Swansea, Mass.
Desalinization plant is begun with pipes going into ground
01:00 AM EST on Friday, December 29, 2006
SWANSEA — To doubters, the notion of building the Northeast’s first desalinization plant here might have seemed a pipe dream. But this month, pipes went into the ground.
The pipes, about 700 feet of a system planned to eventually extend two miles, will run to the plant slated to be built in the Vinnicum Road area. The Swansea Water District, with persistent water-supply problems, backed desalinization (or desalination, as some call it), and this year ratepayers authorized borrowing a combined $18 million through a state revolving fund to build the plant and related facilities.
Robert Marquis, the Water District superintendent, said the district has applied for four needed permits and perhaps meet a September 2008 construction date.
One is a permit to allow discharge — salty water — from the desalinization plant. Another permit is a water-quality certificate, which the state Department of Environmental Protection weighs whether to grant. There is a “Section 4040” permit, under the Army Corps of Engineers’ purview, which determines that an intake system for the desalinization plant will not interfere with navigating a water way. And there is the “Chapter 91” permit, through the state Department of Environmental Protection, which allows the building of the desalinization intake system along the river bottom.

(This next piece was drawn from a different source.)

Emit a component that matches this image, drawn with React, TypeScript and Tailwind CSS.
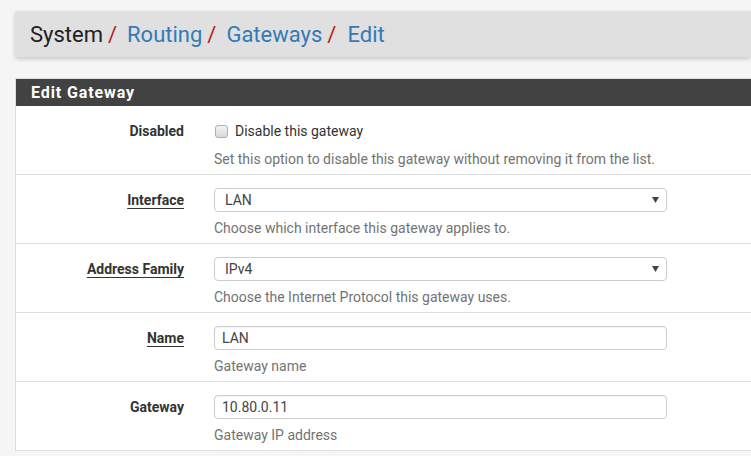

Marquis said project design, by Virginia-based HDR Engineering, is about 75-percent complete. In February, he expects bids will be sought to choose a company to build the project.
Marquis also said that he testified this month before the Department of Environmental Protection and came away assured the $18 million in state revolving funds is slotted for Swansea’s project.
“The DEP has committed to [financing] the total project cost of $18 million,” Marquis said.
The state revolving fund — through the state Water Pollution Abatement Trust — receives a sum from the federal government to cover projects in the state. It uses a low 2-percent interest rate, and Marquis said that would bring savings over the life of the 20-year borrowing.